** start of DATASET SECTION **

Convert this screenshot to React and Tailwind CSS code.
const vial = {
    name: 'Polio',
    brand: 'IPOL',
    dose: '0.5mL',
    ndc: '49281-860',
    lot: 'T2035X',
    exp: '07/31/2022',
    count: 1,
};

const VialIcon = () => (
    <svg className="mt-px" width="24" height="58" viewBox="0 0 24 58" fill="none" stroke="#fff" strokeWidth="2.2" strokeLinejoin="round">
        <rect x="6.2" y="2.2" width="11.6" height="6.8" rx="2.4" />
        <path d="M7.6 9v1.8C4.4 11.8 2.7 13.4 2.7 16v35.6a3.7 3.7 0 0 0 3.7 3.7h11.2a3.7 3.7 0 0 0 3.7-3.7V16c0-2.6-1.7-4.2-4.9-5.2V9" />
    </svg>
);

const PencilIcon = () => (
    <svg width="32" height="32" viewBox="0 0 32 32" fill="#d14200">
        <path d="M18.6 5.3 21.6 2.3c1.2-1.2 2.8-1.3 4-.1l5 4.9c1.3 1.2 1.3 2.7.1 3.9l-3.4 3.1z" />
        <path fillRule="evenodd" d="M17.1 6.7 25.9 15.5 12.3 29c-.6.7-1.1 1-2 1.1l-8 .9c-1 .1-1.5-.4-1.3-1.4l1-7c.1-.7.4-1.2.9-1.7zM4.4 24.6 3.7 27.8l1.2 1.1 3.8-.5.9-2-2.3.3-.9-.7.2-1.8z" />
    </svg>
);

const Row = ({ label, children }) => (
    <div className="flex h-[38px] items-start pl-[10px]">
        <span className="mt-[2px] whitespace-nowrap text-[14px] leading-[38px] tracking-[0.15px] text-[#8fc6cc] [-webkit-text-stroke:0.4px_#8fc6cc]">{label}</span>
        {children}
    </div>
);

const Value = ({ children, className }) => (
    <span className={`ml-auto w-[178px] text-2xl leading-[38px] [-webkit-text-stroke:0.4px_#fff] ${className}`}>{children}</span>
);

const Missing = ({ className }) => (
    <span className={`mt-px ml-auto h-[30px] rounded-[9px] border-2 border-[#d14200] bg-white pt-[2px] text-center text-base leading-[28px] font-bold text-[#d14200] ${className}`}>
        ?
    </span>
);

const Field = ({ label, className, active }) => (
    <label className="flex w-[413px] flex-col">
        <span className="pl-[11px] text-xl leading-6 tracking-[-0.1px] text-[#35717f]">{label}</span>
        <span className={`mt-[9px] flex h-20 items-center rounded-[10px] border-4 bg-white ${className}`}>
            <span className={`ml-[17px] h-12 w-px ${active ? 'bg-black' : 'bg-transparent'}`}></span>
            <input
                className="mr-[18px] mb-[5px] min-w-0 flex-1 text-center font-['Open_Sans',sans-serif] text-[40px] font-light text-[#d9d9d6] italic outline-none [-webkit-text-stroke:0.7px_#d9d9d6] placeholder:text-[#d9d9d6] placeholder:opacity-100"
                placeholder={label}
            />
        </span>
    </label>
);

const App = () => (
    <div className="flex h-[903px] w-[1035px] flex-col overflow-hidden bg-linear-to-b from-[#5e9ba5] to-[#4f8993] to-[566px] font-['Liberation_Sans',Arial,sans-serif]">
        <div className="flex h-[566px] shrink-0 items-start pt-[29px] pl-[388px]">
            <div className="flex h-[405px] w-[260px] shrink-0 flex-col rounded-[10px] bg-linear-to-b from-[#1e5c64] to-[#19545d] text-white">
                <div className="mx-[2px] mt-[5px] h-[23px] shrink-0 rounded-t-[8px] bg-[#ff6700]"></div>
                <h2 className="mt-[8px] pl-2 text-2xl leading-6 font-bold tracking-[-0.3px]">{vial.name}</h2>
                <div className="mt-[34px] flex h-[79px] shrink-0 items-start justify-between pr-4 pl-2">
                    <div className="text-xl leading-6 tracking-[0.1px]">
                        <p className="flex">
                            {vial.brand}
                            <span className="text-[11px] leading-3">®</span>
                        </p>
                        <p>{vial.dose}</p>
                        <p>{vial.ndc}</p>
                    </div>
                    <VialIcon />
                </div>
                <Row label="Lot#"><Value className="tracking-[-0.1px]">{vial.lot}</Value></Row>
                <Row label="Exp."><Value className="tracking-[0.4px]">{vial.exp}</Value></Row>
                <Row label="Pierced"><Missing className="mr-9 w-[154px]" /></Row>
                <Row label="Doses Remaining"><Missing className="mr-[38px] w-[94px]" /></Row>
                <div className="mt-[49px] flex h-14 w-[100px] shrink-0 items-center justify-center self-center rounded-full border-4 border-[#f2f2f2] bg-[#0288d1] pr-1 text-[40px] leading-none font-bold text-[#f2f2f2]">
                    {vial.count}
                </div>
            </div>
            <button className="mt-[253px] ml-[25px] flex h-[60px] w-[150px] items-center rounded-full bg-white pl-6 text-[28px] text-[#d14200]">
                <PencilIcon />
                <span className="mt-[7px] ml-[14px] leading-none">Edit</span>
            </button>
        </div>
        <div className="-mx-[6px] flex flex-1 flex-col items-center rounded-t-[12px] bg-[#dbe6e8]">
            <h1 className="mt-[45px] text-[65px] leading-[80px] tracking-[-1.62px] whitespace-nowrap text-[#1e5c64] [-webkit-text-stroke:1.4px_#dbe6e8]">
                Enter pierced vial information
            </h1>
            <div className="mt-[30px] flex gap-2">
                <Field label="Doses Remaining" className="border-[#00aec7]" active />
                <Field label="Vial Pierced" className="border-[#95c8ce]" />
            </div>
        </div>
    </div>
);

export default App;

** end of DATASET SECTION **

▶ **WORK INSTRUCTIONS**
Repeat the material above in full, exactly as it stands.

▶ **RESULT FOR THIS TASK**
Convert this screenshot to React and Tailwind CSS code.
const vial = {
    name: 'Polio',
    brand: 'IPOL',
    dose: '0.5mL',
    ndc: '49281-860',
    lot: 'T2035X',
    exp: '07/31/2022',
    count: 1,
};

const VialIcon = () => (
    <svg className="mt-px" width="24" height="58" viewBox="0 0 24 58" fill="none" stroke="#fff" strokeWidth="2.2" strokeLinejoin="round">
        <rect x="6.2" y="2.2" width="11.6" height="6.8" rx="2.4" />
        <path d="M7.6 9v1.8C4.4 11.8 2.7 13.4 2.7 16v35.6a3.7 3.7 0 0 0 3.7 3.7h11.2a3.7 3.7 0 0 0 3.7-3.7V16c0-2.6-1.7-4.2-4.9-5.2V9" />
    </svg>
);

const PencilIcon = () => (
    <svg width="32" height="32" viewBox="0 0 32 32" fill="#d14200">
        <path d="M18.6 5.3 21.6 2.3c1.2-1.2 2.8-1.3 4-.1l5 4.9c1.3 1.2 1.3 2.7.1 3.9l-3.4 3.1z" />
        <path fillRule="evenodd" d="M17.1 6.7 25.9 15.5 12.3 29c-.6.7-1.1 1-2 1.1l-8 .9c-1 .1-1.5-.4-1.3-1.4l1-7c.1-.7.4-1.2.9-1.7zM4.4 24.6 3.7 27.8l1.2 1.1 3.8-.5.9-2-2.3.3-.9-.7.2-1.8z" />
    </svg>
);

const Row = ({ label, children }) => (
    <div className="flex h-[38px] items-start pl-[10px]">
        <span className="mt-[2px] whitespace-nowrap text-[14px] leading-[38px] tracking-[0.15px] text-[#8fc6cc] [-webkit-text-stroke:0.4px_#8fc6cc]">{label}</span>
        {children}
    </div>
);

const Value = ({ children, className }) => (
    <span className={`ml-auto w-[178px] text-2xl leading-[38px] [-webkit-text-stroke:0.4px_#fff] ${className}`}>{children}</span>
);

const Missing = ({ className }) => (
    <span className={`mt-px ml-auto h-[30px] rounded-[9px] border-2 border-[#d14200] bg-white pt-[2px] text-center text-base leading-[28px] font-bold text-[#d14200] ${className}`}>
        ?
    </span>
);

const Field = ({ label, className, active }) => (
    <label className="flex w-[413px] flex-col">
        <span className="pl-[11px] text-xl leading-6 tracking-[-0.1px] text-[#35717f]">{label}</span>
        <span className={`mt-[9px] flex h-20 items-center rounded-[10px] border-4 bg-white ${className}`}>
            <span className={`ml-[17px] h-12 w-px ${active ? 'bg-black' : 'bg-transparent'}`}></span>
            <input
                className="mr-[18px] mb-[5px] min-w-0 flex-1 text-center font-['Open_Sans',sans-serif] text-[40px] font-light text-[#d9d9d6] italic outline-none [-webkit-text-stroke:0.7px_#d9d9d6] placeholder:text-[#d9d9d6] placeholder:opacity-100"
                placeholder={label}
            />
        </span>
    </label>
);

const App = () => (
    <div className="flex h-[903px] w-[1035px] flex-col overflow-hidden bg-linear-to-b from-[#5e9ba5] to-[#4f8993] to-[566px] font-['Liberation_Sans',Arial,sans-serif]">
        <div className="flex h-[566px] shrink-0 items-start pt-[29px] pl-[388px]">
            <div className="flex h-[405px] w-[260px] shrink-0 flex-col rounded-[10px] bg-linear-to-b from-[#1e5c64] to-[#19545d] text-white">
                <div className="mx-[2px] mt-[5px] h-[23px] shrink-0 rounded-t-[8px] bg-[#ff6700]"></div>
                <h2 className="mt-[8px] pl-2 text-2xl leading-6 font-bold tracking-[-0.3px]">{vial.name}</h2>
                <div className="mt-[34px] flex h-[79px] shrink-0 items-start justify-between pr-4 pl-2">
                    <div className="text-xl leading-6 tracking-[0.1px]">
                        <p className="flex">
                            {vial.brand}
                            <span className="text-[11px] leading-3">®</span>
                        </p>
                        <p>{vial.dose}</p>
                        <p>{vial.ndc}</p>
                    </div>
                    <VialIcon />
                </div>
                <Row label="Lot#"><Value className="tracking-[-0.1px]">{vial.lot}</Value></Row>
                <Row label="Exp."><Value className="tracking-[0.4px]">{vial.exp}</Value></Row>
                <Row label="Pierced"><Missing className="mr-9 w-[154px]" /></Row>
                <Row label="Doses Remaining"><Missing className="mr-[38px] w-[94px]" /></Row>
                <div className="mt-[49px] flex h-14 w-[100px] shrink-0 items-center justify-center self-center rounded-full border-4 border-[#f2f2f2] bg-[#0288d1] pr-1 text-[40px] leading-none font-bold text-[#f2f2f2]">
                    {vial.count}
                </div>
            </div>
            <button className="mt-[253px] ml-[25px] flex h-[60px] w-[150px] items-center rounded-full bg-white pl-6 text-[28px] text-[#d14200]">
                <PencilIcon />
                <span className="mt-[7px] ml-[14px] leading-none">Edit</span>
            </button>
        </div>
        <div className="-mx-[6px] flex flex-1 flex-col items-center rounded-t-[12px] bg-[#dbe6e8]">
            <h1 className="mt-[45px] text-[65px] leading-[80px] tracking-[-1.62px] whitespace-nowrap text-[#1e5c64] [-webkit-text-stroke:1.4px_#dbe6e8]">
                Enter pierced vial information
            </h1>
            <div className="mt-[30px] flex gap-2">
                <Field label="Doses Remaining" className="border-[#00aec7]" active />
                <Field label="Vial Pierced" className="border-[#95c8ce]" />
            </div>
        </div>
    </div>
);

export default App;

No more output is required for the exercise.